A similarly long apprenticeship may be required for learning to beat-match with one’s body, as can be attested by anyone who has watched a small child “dance” to music or attempt to coordinate patty-cake. Even among adults with a lifetime of cultural exposure to music, learning makes a difference. Miura, Kudo, Ohtsuki, and Kanehisa (2011) reported that dancers are better than nondancers at synchronizing body movement to a beat, and the difference between the groups varied with the type of movement required. All of this shows that developing the ability to hear a beat in a complex stimulus, and to synchronize body movement to that beat, is a prolonged process in humans, with learning playing a crucial role.

In addition to attending to the stimulus and knowing how to hear the stimulus, further complexities are introduced by the issue of whether an animal has voluntary control of particular effectors and movement patterns performed with those effectors. For example, the rate of the incoming stimulus may be too different from the preferred rate of the motor system (Hasegawa et al., 2011; Konoike et al., 2012; Large & Gray, 2015), or the animal may not possess the neural sophistication to learn to rhythmically perform a behavior that is not in its natural repertoire. However, if the animal does have sufficient voluntary control, then the chances that an animal that does not spontaneously entrain can nevertheless learn to do so may be much greater. By being able to control the starting and stopping of the behavior at will, and being able to modulate the speed to successively approximate the desired outcome, the animal can in essence choose to entrain once it “gets the point” of the task.

This emphasis on voluntary control and learning raises a question, though, in the case of humans. Since humans are experts at voluntary control, why are music and dance universal? The key factor may be motivational. Nonhuman animals can be trained to do beat-matching for reward, but at least some species, given the choice, prefer silence to music (McDermott & Hauser, 2007; but see Watanabe & Nemoto, 1998). Humans, on the other hand, enjoy rhythm and musical patterns, and therefore build these into their cultures, so that exposure to music and dance becomes a universal part of the human developmental experience. Indeed, this intensive, lifelong, universal overlearning of music and dance may lead to it becoming automatized to the point that humans can’t help but beat-match—an effect perhaps comparable to the Stroop effect in experienced readers. In fact, it has been shown that humans cannot help but entrain to one another, even when asked not to (Issartel, Marin, & Cadopi, 2007). However, if we can imagine a group of humans raised without any cultural input of music and dance, it is possible that they would show as little spontaneous beat-matching as a sea lion.

The role of motivation may also help to explain why highly social birds are the animals that have been discovered by lay people to have an ability to “dance.” These birds bond with their caretakers and are highly sensitive to social reward, making it particularly likely that they will pick up behaviors that humans find amusing.

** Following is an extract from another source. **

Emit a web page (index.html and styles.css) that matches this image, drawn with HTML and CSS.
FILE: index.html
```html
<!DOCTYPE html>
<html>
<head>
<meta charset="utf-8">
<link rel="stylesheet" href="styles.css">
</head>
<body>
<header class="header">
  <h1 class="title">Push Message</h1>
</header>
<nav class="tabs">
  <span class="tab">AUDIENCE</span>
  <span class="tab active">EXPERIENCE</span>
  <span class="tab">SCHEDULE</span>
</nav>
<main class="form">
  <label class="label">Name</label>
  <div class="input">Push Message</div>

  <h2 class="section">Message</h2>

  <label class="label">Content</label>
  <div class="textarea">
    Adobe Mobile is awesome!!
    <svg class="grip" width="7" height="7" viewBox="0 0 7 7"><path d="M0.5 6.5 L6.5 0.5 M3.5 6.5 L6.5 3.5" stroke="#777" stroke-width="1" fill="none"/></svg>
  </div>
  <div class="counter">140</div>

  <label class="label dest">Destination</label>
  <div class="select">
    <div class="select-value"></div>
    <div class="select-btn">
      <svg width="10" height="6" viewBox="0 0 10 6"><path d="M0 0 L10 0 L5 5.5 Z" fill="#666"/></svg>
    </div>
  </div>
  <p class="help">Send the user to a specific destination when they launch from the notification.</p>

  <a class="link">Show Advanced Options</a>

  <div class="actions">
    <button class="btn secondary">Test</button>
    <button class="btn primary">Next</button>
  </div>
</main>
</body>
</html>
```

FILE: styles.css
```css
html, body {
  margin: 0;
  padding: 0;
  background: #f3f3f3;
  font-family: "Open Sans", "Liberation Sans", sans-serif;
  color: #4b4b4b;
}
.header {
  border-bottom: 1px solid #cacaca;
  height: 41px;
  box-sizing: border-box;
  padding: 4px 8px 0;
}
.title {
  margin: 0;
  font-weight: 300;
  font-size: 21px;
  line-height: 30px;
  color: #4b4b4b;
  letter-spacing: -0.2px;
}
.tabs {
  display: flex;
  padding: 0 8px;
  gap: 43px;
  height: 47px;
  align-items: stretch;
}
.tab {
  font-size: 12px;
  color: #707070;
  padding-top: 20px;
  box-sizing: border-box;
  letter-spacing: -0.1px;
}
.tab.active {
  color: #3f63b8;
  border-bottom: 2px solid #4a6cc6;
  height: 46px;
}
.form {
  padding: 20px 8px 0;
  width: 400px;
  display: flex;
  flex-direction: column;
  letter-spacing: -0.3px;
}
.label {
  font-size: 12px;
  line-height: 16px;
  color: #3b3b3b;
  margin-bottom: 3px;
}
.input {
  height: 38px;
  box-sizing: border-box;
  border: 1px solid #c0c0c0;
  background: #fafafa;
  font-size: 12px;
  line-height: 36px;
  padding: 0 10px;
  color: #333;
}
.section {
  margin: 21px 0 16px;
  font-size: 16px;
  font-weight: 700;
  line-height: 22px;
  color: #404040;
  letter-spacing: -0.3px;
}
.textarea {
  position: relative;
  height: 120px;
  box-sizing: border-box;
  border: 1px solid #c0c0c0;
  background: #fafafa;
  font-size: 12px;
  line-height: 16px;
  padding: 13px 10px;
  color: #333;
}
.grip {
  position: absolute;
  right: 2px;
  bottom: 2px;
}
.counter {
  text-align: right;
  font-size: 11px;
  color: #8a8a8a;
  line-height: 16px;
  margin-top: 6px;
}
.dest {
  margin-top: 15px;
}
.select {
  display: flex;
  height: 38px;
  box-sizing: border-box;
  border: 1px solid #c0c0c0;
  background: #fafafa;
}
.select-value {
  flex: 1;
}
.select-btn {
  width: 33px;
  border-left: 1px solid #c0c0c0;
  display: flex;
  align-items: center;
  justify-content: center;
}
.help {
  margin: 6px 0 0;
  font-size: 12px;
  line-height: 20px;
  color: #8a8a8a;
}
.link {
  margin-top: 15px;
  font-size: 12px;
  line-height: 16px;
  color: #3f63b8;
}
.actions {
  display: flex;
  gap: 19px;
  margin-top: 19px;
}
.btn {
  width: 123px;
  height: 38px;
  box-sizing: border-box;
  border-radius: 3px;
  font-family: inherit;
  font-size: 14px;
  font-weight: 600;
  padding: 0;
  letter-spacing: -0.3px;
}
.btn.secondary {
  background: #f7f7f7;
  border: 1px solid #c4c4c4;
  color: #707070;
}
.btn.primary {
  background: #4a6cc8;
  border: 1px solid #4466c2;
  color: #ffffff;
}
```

Motivation can also explain the spontaneous occurrence of synchronization in dolphins and orcas, who clearly have a specifically social motivation to do so (cf. Abramson, Hernández-Lloreda, Call, & Colmenares, 2013, on social imitation in orcas), and social motivation may also be a factor in the case of the bonobo who entrained to a human experimenter (Large & Gray, 2015).

To summarize, then, some species such as insects will produce a beat-matched repetitive behavior in response to a repetitive stimulus simply “because it’s there,” via relatively unmediated neural connections that foster entrainment of oscillations, whereas other species will filter out the stimulus via attentional mechanisms, fail to hear the beat embedded in the stimulus, choose not to initiate the behavior, or lack the motor control to produce a repetitive behavior that is not part of their natural repertoire. Greater neurological sophistication can lead to apparent failures of entrainment, but for reasons that yield insights about the animal’s cognitive architecture.

Conclusions

In sum, the evidence suggests that the range of animals that can entrain is much larger than has been believed, and that a great deal of further research will be needed across a range of species before we can make any broad claims about the rhythmic capabilities of animals.

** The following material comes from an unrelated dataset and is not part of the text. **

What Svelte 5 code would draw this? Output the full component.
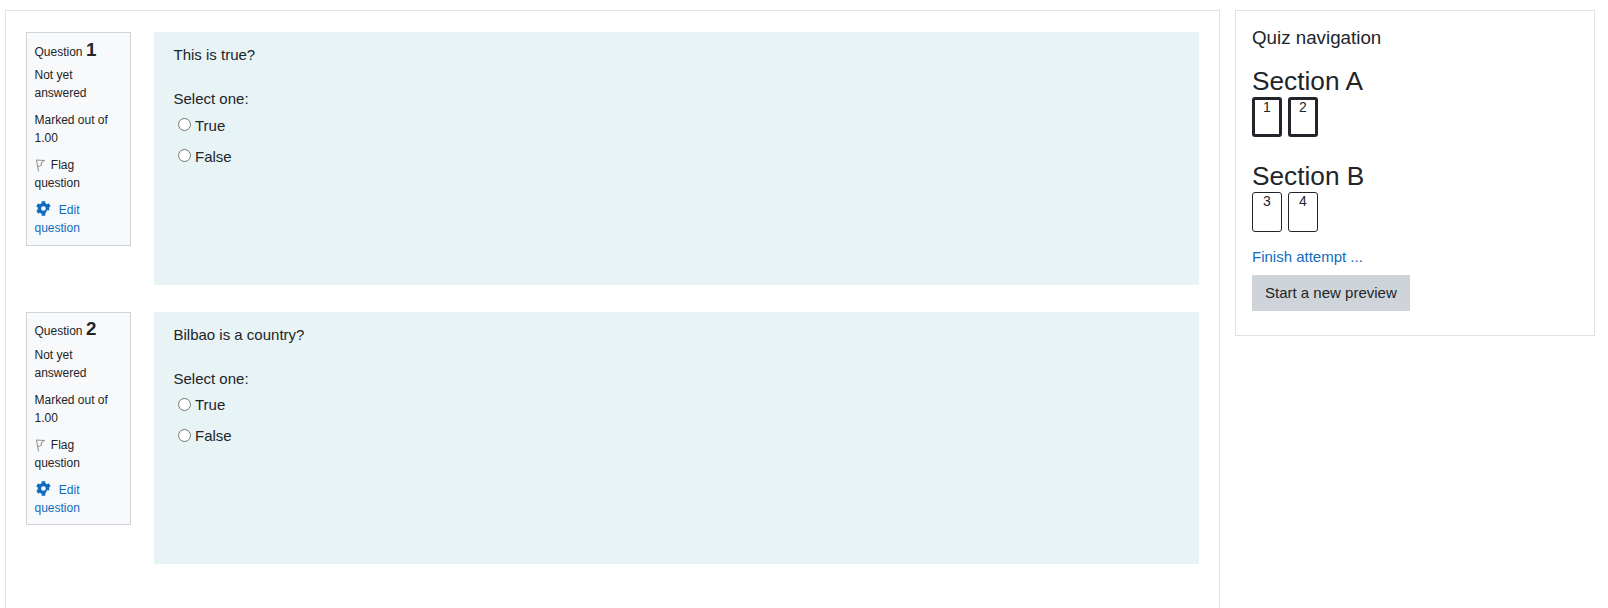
<script>
    const questions = [
        { number: 1, text: "This is true?" },
        { number: 2, text: "Bilbao is a country?" },
    ];
    const sections = [
        { title: "Section A", current: true, pages: [1, 2] },
        { title: "Section B", current: false, pages: [3, 4] },
    ];
</script>

<div class="page">
    <div class="main-box">
        {#each questions as q}
            <div class="question">
                <div class="info">
                    <div class="qno">Question <span>{q.number}</span></div>
                    <div class="state">Not yet answered</div>
                    <div class="grade">Marked out of 1.00</div>
                    <div class="flag">
                        <svg width="12" height="14" viewBox="0 0 12 14">
                            <path d="M3.5 13.5 1.5 2 9.5 2.5 6 5 6.5 7.5 3 8.5" fill="none" stroke="#8f8f8f" stroke-width="1" />
                        </svg>
                        Flag question
                    </div>
                    <a class="edit" href="#edit">
                        <svg class="gear" width="15" height="15" viewBox="0 0 512 512">
                            <path fill="#0f6cbf" d="M487 316l-43-25a194 194 0 0 0 0-70l43-25c5-3 7-9 5-14a251 251 0 0 0-55-96c-4-4-10-5-15-2l-43 25a190 190 0 0 0-61-35V24c0-6-4-11-9-12a253 253 0 0 0-110 0c-5 1-9 6-9 12v50a196 196 0 0 0-61 35L86 84c-5-3-11-2-15 2a249 249 0 0 0-55 96c-2 5 0 11 5 14l43 25a194 194 0 0 0 0 70l-43 25c-5 3-7 9-5 14a251 251 0 0 0 55 96c4 4 10 5 15 2l43-25a190 190 0 0 0 61 35v50c0 6 4 11 9 12a253 253 0 0 0 110 0c5-1 9-6 9-12v-50a196 196 0 0 0-61-35l43 25c5 3 11 2 15-2a249 249 0 0 0 55-96c2-5 0-11-5-14zM254 336a80 80 0 1 1 0-160 80 80 0 0 1 0 160z" />
                        </svg>
                        Edit question
                    </a>
                </div>
                <div class="content">
                    <p class="qtext">{q.text}</p>
                    <div class="prompt">Select one:</div>
                    <label class="answer"><input type="radio" name="q{q.number}" /> True</label>
                    <label class="answer"><input type="radio" name="q{q.number}" /> False</label>
                </div>
            </div>
        {/each}
    </div>

    <div class="side-box">
        <h5>Quiz navigation</h5>
        {#each sections as s}
            <h3>{s.title}</h3>
            <div class="buttons" class:current={s.current}>
                {#each s.pages as p}
                    <div class="qnbutton">{p}</div>
                {/each}
            </div>
        {/each}
        <a class="finish" href="#finish">Finish attempt ...</a>
        <button class="preview">Start a new preview</button>
    </div>
</div>

<style>
    :global(body) {
        margin: 0;
        overflow: hidden;
        background: #fff;
        font-family: "Liberation Sans", Arial, sans-serif;
        color: #212529;
    }

    .page {
        display: flex;
        align-items: flex-start;
        column-gap: 15px;
        padding: 10px 0 0 5px;
        height: 598px;
        overflow: hidden;
    }

    .main-box {
        width: 1215px;
        height: 640px;
        box-sizing: border-box;
        flex: none;
        padding: 21px 20px 0;
        border: 1px solid #dee2e6;
    }

    .question {
        display: flex;
        align-items: flex-start;
        column-gap: 23px;
        margin-bottom: 27px;
    }

    .info {
        width: 105px;
        flex: none;
        box-sizing: border-box;
        padding: 6.8px 7.5px 7.6px;
        background: #f8f9fa;
        border: 1px solid #ced4da;
        font-size: 12px;
        line-height: 18px;
    }

    .info > div {
        margin-bottom: 7px;
    }

    .info > .qno {
        margin-bottom: 5.2px;
    }

    .info > .state {
        margin-bottom: 9px;
    }

    .info > .grade {
        margin-bottom: 9px;
    }

    .info > .flag {
        margin-bottom: 9px;
    }

    .qno span {
        font-size: 18.75px;
        font-weight: bold;
        line-height: 20px;
    }

    .flag svg {
        vertical-align: -3px;
        margin-right: 1px;
    }

    .edit {
        display: block;
        color: #0f6cbf;
        text-decoration: none;
    }

    .gear {
        vertical-align: -2px;
        margin: 0 5px 0 1px;
    }

    .content {
        flex: 1;
        height: 252.6px;
        box-sizing: border-box;
        padding: 14px 19.5px 0;
        background: #e7f3f5;
        font-size: 15px;
        line-height: 18px;
    }

    .qtext {
        margin: 0 0 26px;
    }

    .prompt {
        margin-bottom: 2.4px;
    }

    .answer {
        display: flex;
        align-items: center;
        column-gap: 4px;
        height: 31px;
        padding-left: 4.5px;
    }

    .answer input {
        width: 13px;
        height: 13px;
        margin: 0 0 2px;
    }

    .side-box {
        width: 360px;
        flex: none;
        box-sizing: border-box;
        padding: 16px 16px 24px;
        border: 1px solid #dee2e6;
    }

    h5 {
        margin: 0 0 17px;
        font-size: 18.75px;
        font-weight: normal;
        line-height: 22px;
    }

    h3 {
        margin: 0;
        font-size: 26.25px;
        font-weight: normal;
        line-height: 31px;
    }

    .buttons {
        display: flex;
        column-gap: 6px;
        margin-bottom: 24px;
    }

    .qnbutton {
        width: 30px;
        height: 40px;
        box-sizing: border-box;
        border: 1px solid #212529;
        border-radius: 3px;
        font-size: 14px;
        line-height: 16px;
        text-align: center;
    }

    .current .qnbutton {
        border-width: 3px;
        line-height: 14px;
    }

    .finish {
        display: block;
        margin: -10px 0 7px;
        color: #0f6cbf;
        font-size: 15px;
        line-height: 22px;
        text-decoration: none;
    }

    .preview {
        display: block;
        height: 36px;
        padding: 0 13px 1px;
        border: 0;
        background: #ced4da;
        color: #212529;
        font-family: inherit;
        font-size: 15px;
    }
</style>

The results of such research would have fundamental implications for understanding animal learning and behavior. By focusing the discussion too tightly on the role of sensorimotor entrainment in supporting human rhythm and music, and the hunt for restricted neural adaptations that might be responsible, a wide array of understudied animal behavior has been prematurely excluded from the discussion.

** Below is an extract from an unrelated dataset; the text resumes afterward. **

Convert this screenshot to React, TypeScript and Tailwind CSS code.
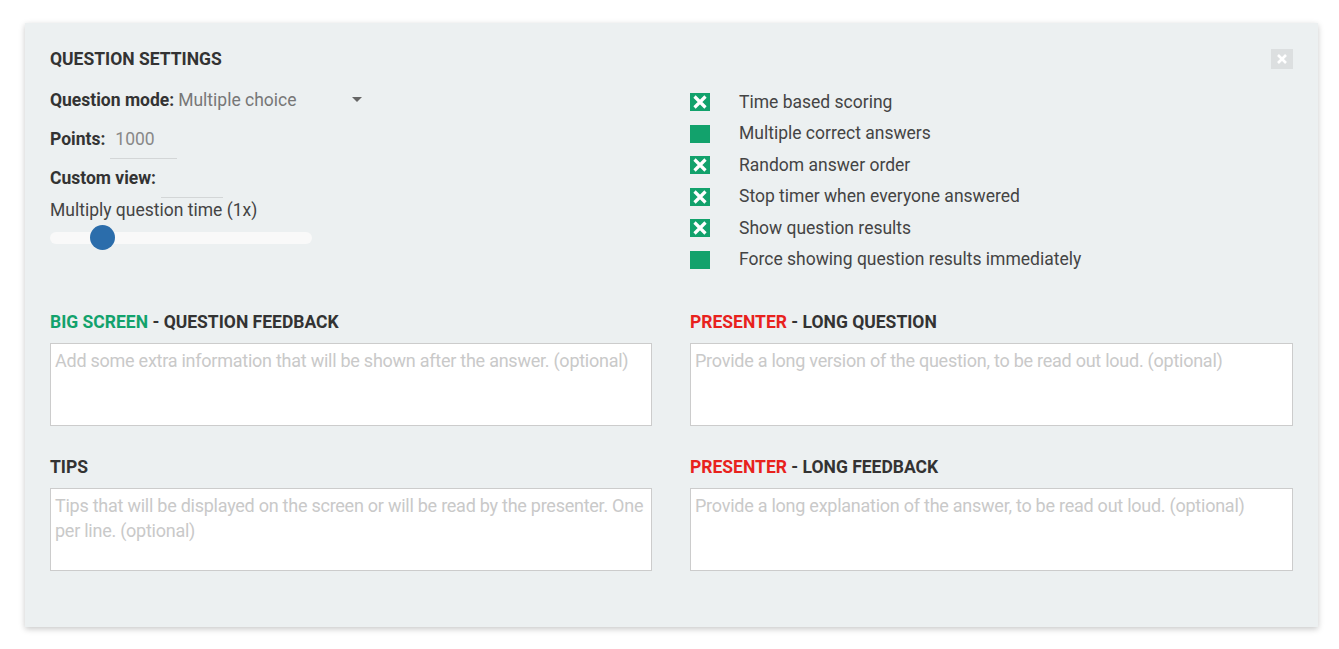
import React from "react";

const Check = ({ on }: { on: boolean }) => (
  <div className="w-[20px] h-[18px] bg-[#12a26c] shrink-0">
    {on && (
      <svg width="20" height="18" viewBox="0 0 20 18">
        <path d="M4.5 3.5 L15.5 14.5 M15.5 3.5 L4.5 14.5" stroke="white" strokeWidth="3.2" />
      </svg>
    )}
  </div>
);

const opts: [string, boolean][] = [
  ["Time based scoring", true],
  ["Multiple correct answers", false],
  ["Random answer order", true],
  ["Stop timer when everyone answered", true],
  ["Show question results", true],
  ["Force showing question results immediately", false],
];

const Area = ({ ph }: { ph: string }) => (
  <textarea
    placeholder={ph}
    className="w-full h-[83px] bg-white border border-[#cccccc] pl-[4px] pr-[1px] pt-[4px] pb-[2px] text-[18px] leading-[25px] tracking-[-0.25px] text-[#444] placeholder:text-[#c9c9c9] resize-none outline-none"
  />
);

const Heading = ({ children }: { children: React.ReactNode }) => (
  <div className="text-[17.5px] font-bold leading-[20px] text-[#333]">{children}</div>
);

export default function App() {
  return (
    <div className="w-[1339px] h-[649px] bg-white pt-[23px] pl-[25px]" style={{ fontFamily: "Roboto, 'Noto Sans', sans-serif" }}>
      <div className="w-[1293px] h-[604px] bg-[#ecf0f1] shadow-[0_2px_6px_rgba(0,0,0,0.22)] px-[25px] pt-[25px] relative">
        <button className="absolute right-[25px] top-[26px] w-[22px] h-[20px] bg-[#dcdfe0] flex items-center justify-center">
          <svg width="12" height="12" viewBox="0 0 12 12">
            <path d="M2 2 L10 10 M10 2 L2 10" stroke="white" strokeWidth="2.6" />
          </svg>
        </button>
        <div className="text-[17.5px] font-bold text-[#333] leading-[20px] mt-[1px]">QUESTION SETTINGS</div>
        <div className="grid grid-cols-[602px_1fr] gap-x-[38px] mt-[19px]">
          <div className="text-[17.5px] text-[#333]">
            <div className="flex items-center h-[24px]">
              <span className="font-bold">Question mode:</span>
              <div className="ml-[4px] w-[186px] flex items-center justify-between text-[#777]">
                <span>Multiple choice</span>
                <svg width="10" height="6" viewBox="0 0 10 6" className="mr-[2px]">
                  <path d="M0 0 H10 L5 5 Z" fill="#666" />
                </svg>
              </div>
            </div>
            <div className="flex items-start mt-[15px]">
              <span className="font-bold leading-[24px]">Points:</span>
              <div className="ml-[5px] w-[62px] h-[24px] leading-[24px] pl-[5px] text-[#888] border-b border-[#d3d6d7] pb-[7px] box-content">
                1000
              </div>
            </div>
            <div className="flex items-start mt-[7px]">
              <span className="font-bold leading-[24px]">Custom view:</span>
              <div className="ml-[5px] w-[62px] h-[24px] border-b border-[#d3d6d7] pb-[7px] box-content" />
            </div>
            <div className="h-[24px] text-[#444] flex items-center">Multiply question time (1x)</div>
            <div className="relative mt-[10px] w-[262px] h-[12px] rounded-full bg-[#f9f9f9]">
              <div className="absolute left-[40px] top-[-7px] w-[25px] h-[25px] rounded-full bg-[#2b6dab]" />
            </div>
          </div>
          <div className="flex flex-col gap-[13.5px] pt-[5px]">
            {opts.map(([t, on]) => (
              <div key={t} className="flex items-center h-[18px]">
                <Check on={on} />
                <span className="ml-[29px] text-[17.5px] text-[#444]">{t}</span>
              </div>
            ))}
          </div>
        </div>
        <div className="grid grid-cols-[602px_1fr] gap-x-[38px] mt-[43px]">
          <div>
            <Heading>
              <span className="text-[#12a26c]">BIG SCREEN</span> - QUESTION FEEDBACK
            </Heading>
            <div className="mt-[11px]">
              <Area ph="Add some extra information that will be shown after the answer. (optional)" />
            </div>
          </div>
          <div>
            <Heading>
              <span className="text-[#e8221d]">PRESENTER</span> - LONG QUESTION
            </Heading>
            <div className="mt-[11px]">
              <Area ph="Provide a long version of the question, to be read out loud. (optional)" />
            </div>
          </div>
          <div className="mt-[24px]">
            <Heading>TIPS</Heading>
            <div className="mt-[11px]">
              <Area ph="Tips that will be displayed on the screen or will be read by the presenter. One per line. (optional)" />
            </div>
          </div>
          <div className="mt-[24px]">
            <Heading>
              <span className="text-[#e8221d]">PRESENTER</span> - LONG FEEDBACK
            </Heading>
            <div className="mt-[11px]">
              <Area ph="Provide a long explanation of the answer, to be read out loud. (optional)" />
            </div>
          </div>
        </div>
      </div>
    </div>
  );
}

It is easy to think of reasons why the entrainment of rhythmic activity to rhythmic stimuli in the environment would be advantageous. Larsson (2012, 2014) has argued that animals evolved to synchronize group locomotion and breathing in order not to mask important environmental sounds, and Ravignani, Bowling, and Fitch (2014) reviewed a range of hypotheses regarding the advantages of vocal chorusing. Other examples might include an aquatic animal swimming in choppy water, synchronizing limb strokes to the frequency of the waves; an infant riding on its mother, matching the tensing and relaxing of muscles to her movement, much like a horseback rider; herd movement, which may be more efficient when locomotion is synchronized, and which may also help to avoid collisions; synchronizing with prey to facilitate capture; coordinating group hunting; managing the ebb and flow of play behavior; minimizing conflict in group feeding situations; mating rituals; and copulatory behavior. In addition to these pragmatic advantages, synchronized behavior may be used by animals to signal affiliation with each other (enhancing attention and cooperation, and possibly even driving mirror systems), and also to signal that affiliation to other conspecific observers of the synchronized behavior.

In addition, the extent of entrainment in the animal kingdom has implications for our understanding of human music and dance. It is clear that dramatic evolutionary changes happened very recently, after human ancestors split from the other apes, to produce these complex and distinctive behaviors. Research on the cognition of music and dance has therefore naturally focused on identifying components that could form the basis of this recent development. But if the arguments we have put forth in this article are correct, then the ability to entrain is not one of these recent changes. Instead, its role in human music and dance is to form a very old substrate, shared by widely diverse creatures, and other factors must be sought to explain why music and dance are so remarkable and unique in the animal kingdom.